Part of a data file:
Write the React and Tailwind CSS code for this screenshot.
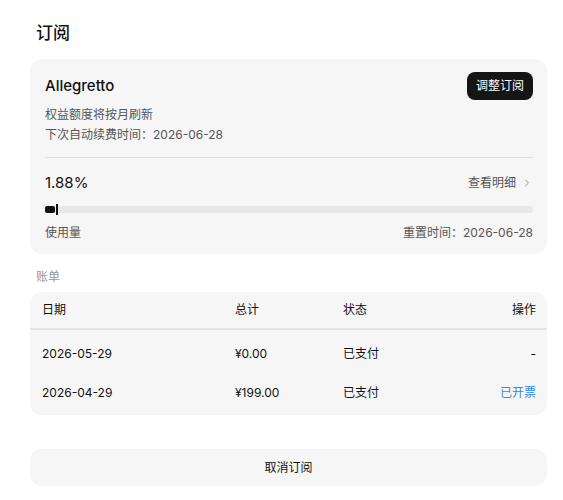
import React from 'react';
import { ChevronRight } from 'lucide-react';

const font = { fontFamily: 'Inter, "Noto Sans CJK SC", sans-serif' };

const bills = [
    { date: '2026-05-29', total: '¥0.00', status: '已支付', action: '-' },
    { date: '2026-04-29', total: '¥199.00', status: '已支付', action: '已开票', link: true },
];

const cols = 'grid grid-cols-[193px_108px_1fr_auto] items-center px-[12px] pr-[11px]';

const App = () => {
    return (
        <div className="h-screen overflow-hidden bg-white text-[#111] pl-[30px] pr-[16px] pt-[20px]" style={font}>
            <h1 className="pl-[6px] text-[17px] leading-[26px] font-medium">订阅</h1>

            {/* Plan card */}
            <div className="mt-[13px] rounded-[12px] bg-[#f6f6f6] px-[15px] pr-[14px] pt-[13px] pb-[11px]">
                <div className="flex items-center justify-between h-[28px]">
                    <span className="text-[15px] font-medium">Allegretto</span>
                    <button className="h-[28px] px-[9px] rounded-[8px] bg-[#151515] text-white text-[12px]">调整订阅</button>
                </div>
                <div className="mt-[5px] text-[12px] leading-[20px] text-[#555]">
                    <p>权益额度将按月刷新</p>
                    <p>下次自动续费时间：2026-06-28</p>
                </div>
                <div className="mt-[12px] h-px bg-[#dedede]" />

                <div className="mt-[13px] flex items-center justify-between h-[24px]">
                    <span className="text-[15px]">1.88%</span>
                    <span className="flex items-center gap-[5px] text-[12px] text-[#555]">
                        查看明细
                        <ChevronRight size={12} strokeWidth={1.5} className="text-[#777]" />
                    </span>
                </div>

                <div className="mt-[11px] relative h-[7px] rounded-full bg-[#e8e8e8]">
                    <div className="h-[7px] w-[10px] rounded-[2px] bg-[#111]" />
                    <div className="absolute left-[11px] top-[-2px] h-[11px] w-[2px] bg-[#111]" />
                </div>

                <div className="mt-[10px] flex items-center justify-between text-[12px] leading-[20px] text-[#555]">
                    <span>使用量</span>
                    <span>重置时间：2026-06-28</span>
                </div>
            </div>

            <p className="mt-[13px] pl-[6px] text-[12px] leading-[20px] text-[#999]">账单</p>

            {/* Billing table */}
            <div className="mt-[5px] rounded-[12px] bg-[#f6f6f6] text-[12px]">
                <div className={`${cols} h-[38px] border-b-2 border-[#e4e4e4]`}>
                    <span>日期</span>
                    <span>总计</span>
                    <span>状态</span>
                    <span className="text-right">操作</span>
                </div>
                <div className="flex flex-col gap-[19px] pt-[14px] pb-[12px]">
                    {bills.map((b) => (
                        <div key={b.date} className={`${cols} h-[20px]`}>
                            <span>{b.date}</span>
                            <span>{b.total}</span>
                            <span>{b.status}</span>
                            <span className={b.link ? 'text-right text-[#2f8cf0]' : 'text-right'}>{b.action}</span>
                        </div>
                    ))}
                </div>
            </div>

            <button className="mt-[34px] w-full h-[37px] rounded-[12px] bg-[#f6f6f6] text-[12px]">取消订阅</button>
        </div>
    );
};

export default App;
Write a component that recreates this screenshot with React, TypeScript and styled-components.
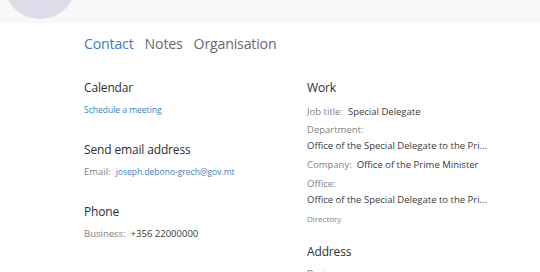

* EXERCISE OBJECTIVE
Repeat the material exactly as it reads, without any of its pictures.

* RESPONSE TO THE EXERCISE
Write the React and Tailwind CSS code for this screenshot.
import React from 'react';
import { ChevronRight } from 'lucide-react';

const font = { fontFamily: 'Inter, "Noto Sans CJK SC", sans-serif' };

const bills = [
    { date: '2026-05-29', total: '¥0.00', status: '已支付', action: '-' },
    { date: '2026-04-29', total: '¥199.00', status: '已支付', action: '已开票', link: true },
];

const cols = 'grid grid-cols-[193px_108px_1fr_auto] items-center px-[12px] pr-[11px]';

const App = () => {
    return (
        <div className="h-screen overflow-hidden bg-white text-[#111] pl-[30px] pr-[16px] pt-[20px]" style={font}>
            <h1 className="pl-[6px] text-[17px] leading-[26px] font-medium">订阅</h1>

            {/* Plan card */}
            <div className="mt-[13px] rounded-[12px] bg-[#f6f6f6] px-[15px] pr-[14px] pt-[13px] pb-[11px]">
                <div className="flex items-center justify-between h-[28px]">
                    <span className="text-[15px] font-medium">Allegretto</span>
                    <button className="h-[28px] px-[9px] rounded-[8px] bg-[#151515] text-white text-[12px]">调整订阅</button>
                </div>
                <div className="mt-[5px] text-[12px] leading-[20px] text-[#555]">
                    <p>权益额度将按月刷新</p>
                    <p>下次自动续费时间：2026-06-28</p>
                </div>
                <div className="mt-[12px] h-px bg-[#dedede]" />

                <div className="mt-[13px] flex items-center justify-between h-[24px]">
                    <span className="text-[15px]">1.88%</span>
                    <span className="flex items-center gap-[5px] text-[12px] text-[#555]">
                        查看明细
                        <ChevronRight size={12} strokeWidth={1.5} className="text-[#777]" />
                    </span>
                </div>

                <div className="mt-[11px] relative h-[7px] rounded-full bg-[#e8e8e8]">
                    <div className="h-[7px] w-[10px] rounded-[2px] bg-[#111]" />
                    <div className="absolute left-[11px] top-[-2px] h-[11px] w-[2px] bg-[#111]" />
                </div>

                <div className="mt-[10px] flex items-center justify-between text-[12px] leading-[20px] text-[#555]">
                    <span>使用量</span>
                    <span>重置时间：2026-06-28</span>
                </div>
            </div>

            <p className="mt-[13px] pl-[6px] text-[12px] leading-[20px] text-[#999]">账单</p>

            {/* Billing table */}
            <div className="mt-[5px] rounded-[12px] bg-[#f6f6f6] text-[12px]">
                <div className={`${cols} h-[38px] border-b-2 border-[#e4e4e4]`}>
                    <span>日期</span>
                    <span>总计</span>
                    <span>状态</span>
                    <span className="text-right">操作</span>
                </div>
                <div className="flex flex-col gap-[19px] pt-[14px] pb-[12px]">
                    {bills.map((b) => (
                        <div key={b.date} className={`${cols} h-[20px]`}>
                            <span>{b.date}</span>
                            <span>{b.total}</span>
                            <span>{b.status}</span>
                            <span className={b.link ? 'text-right text-[#2f8cf0]' : 'text-right'}>{b.action}</span>
                        </div>
                    ))}
                </div>
            </div>

            <button className="mt-[34px] w-full h-[37px] rounded-[12px] bg-[#f6f6f6] text-[12px]">取消订阅</button>
        </div>
    );
};

export default App;
Write a component that recreates this screenshot with React, TypeScript and styled-components.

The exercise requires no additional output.